◆ **DATA EXTRACT**

§

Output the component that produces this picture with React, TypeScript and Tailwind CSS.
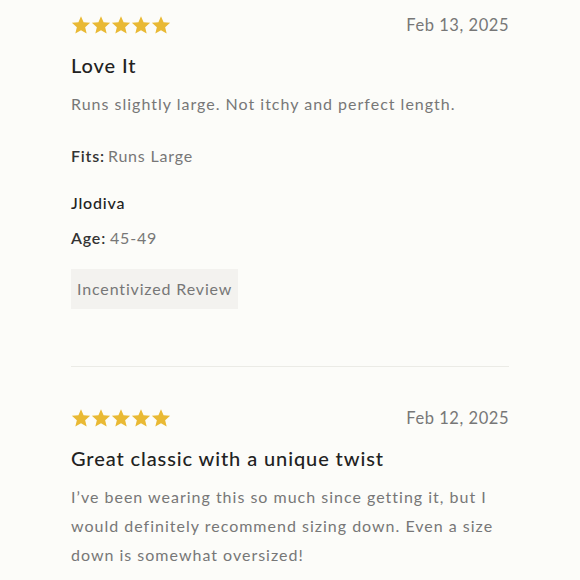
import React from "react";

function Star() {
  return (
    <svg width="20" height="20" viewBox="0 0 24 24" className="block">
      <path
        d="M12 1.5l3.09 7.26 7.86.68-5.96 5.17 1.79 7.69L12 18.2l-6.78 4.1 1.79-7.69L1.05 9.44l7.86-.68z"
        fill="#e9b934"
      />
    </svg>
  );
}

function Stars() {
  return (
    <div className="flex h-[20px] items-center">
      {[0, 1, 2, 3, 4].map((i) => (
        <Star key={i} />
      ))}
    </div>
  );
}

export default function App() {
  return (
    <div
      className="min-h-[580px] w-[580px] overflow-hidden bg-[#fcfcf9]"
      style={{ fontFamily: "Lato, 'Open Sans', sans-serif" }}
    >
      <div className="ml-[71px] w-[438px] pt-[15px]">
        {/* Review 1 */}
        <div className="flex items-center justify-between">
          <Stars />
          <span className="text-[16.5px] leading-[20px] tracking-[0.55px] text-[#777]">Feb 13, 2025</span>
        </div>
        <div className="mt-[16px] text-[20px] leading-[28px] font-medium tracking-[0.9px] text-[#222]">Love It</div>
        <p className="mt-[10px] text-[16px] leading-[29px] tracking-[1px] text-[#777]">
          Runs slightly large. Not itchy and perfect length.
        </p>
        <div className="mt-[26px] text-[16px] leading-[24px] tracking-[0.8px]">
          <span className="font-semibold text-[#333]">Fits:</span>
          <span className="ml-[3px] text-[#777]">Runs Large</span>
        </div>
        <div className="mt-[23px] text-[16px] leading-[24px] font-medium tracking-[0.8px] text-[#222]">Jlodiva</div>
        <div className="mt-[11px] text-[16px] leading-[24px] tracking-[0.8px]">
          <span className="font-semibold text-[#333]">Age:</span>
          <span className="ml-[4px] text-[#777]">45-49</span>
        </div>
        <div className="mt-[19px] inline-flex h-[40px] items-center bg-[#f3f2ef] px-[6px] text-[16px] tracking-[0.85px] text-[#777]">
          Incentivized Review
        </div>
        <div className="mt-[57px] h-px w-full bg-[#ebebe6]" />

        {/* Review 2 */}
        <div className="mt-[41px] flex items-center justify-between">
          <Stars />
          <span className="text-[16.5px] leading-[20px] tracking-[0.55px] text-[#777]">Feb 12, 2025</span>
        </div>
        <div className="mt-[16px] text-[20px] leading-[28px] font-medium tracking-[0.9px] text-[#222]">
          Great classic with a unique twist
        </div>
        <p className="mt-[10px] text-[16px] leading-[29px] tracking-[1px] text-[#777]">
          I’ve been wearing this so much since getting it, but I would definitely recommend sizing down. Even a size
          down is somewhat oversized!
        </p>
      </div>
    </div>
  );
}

§

◆ **PROBLEM REQUIREMENTS**
Reproduce the listing exactly. Leave its pictures out.

◆ **RESPONSE TO THE TASK**
Output the component that produces this picture with React, TypeScript and Tailwind CSS.
import React from "react";

function Star() {
  return (
    <svg width="20" height="20" viewBox="0 0 24 24" className="block">
      <path
        d="M12 1.5l3.09 7.26 7.86.68-5.96 5.17 1.79 7.69L12 18.2l-6.78 4.1 1.79-7.69L1.05 9.44l7.86-.68z"
        fill="#e9b934"
      />
    </svg>
  );
}

function Stars() {
  return (
    <div className="flex h-[20px] items-center">
      {[0, 1, 2, 3, 4].map((i) => (
        <Star key={i} />
      ))}
    </div>
  );
}

export default function App() {
  return (
    <div
      className="min-h-[580px] w-[580px] overflow-hidden bg-[#fcfcf9]"
      style={{ fontFamily: "Lato, 'Open Sans', sans-serif" }}
    >
      <div className="ml-[71px] w-[438px] pt-[15px]">
        {/* Review 1 */}
        <div className="flex items-center justify-between">
          <Stars />
          <span className="text-[16.5px] leading-[20px] tracking-[0.55px] text-[#777]">Feb 13, 2025</span>
        </div>
        <div className="mt-[16px] text-[20px] leading-[28px] font-medium tracking-[0.9px] text-[#222]">Love It</div>
        <p className="mt-[10px] text-[16px] leading-[29px] tracking-[1px] text-[#777]">
          Runs slightly large. Not itchy and perfect length.
        </p>
        <div className="mt-[26px] text-[16px] leading-[24px] tracking-[0.8px]">
          <span className="font-semibold text-[#333]">Fits:</span>
          <span className="ml-[3px] text-[#777]">Runs Large</span>
        </div>
        <div className="mt-[23px] text-[16px] leading-[24px] font-medium tracking-[0.8px] text-[#222]">Jlodiva</div>
        <div className="mt-[11px] text-[16px] leading-[24px] tracking-[0.8px]">
          <span className="font-semibold text-[#333]">Age:</span>
          <span className="ml-[4px] text-[#777]">45-49</span>
        </div>
        <div className="mt-[19px] inline-flex h-[40px] items-center bg-[#f3f2ef] px-[6px] text-[16px] tracking-[0.85px] text-[#777]">
          Incentivized Review
        </div>
        <div className="mt-[57px] h-px w-full bg-[#ebebe6]" />

        {/* Review 2 */}
        <div className="mt-[41px] flex items-center justify-between">
          <Stars />
          <span className="text-[16.5px] leading-[20px] tracking-[0.55px] text-[#777]">Feb 12, 2025</span>
        </div>
        <div className="mt-[16px] text-[20px] leading-[28px] font-medium tracking-[0.9px] text-[#222]">
          Great classic with a unique twist
        </div>
        <p className="mt-[10px] text-[16px] leading-[29px] tracking-[1px] text-[#777]">
          I’ve been wearing this so much since getting it, but I would definitely recommend sizing down. Even a size
          down is somewhat oversized!
        </p>
      </div>
    </div>
  );
}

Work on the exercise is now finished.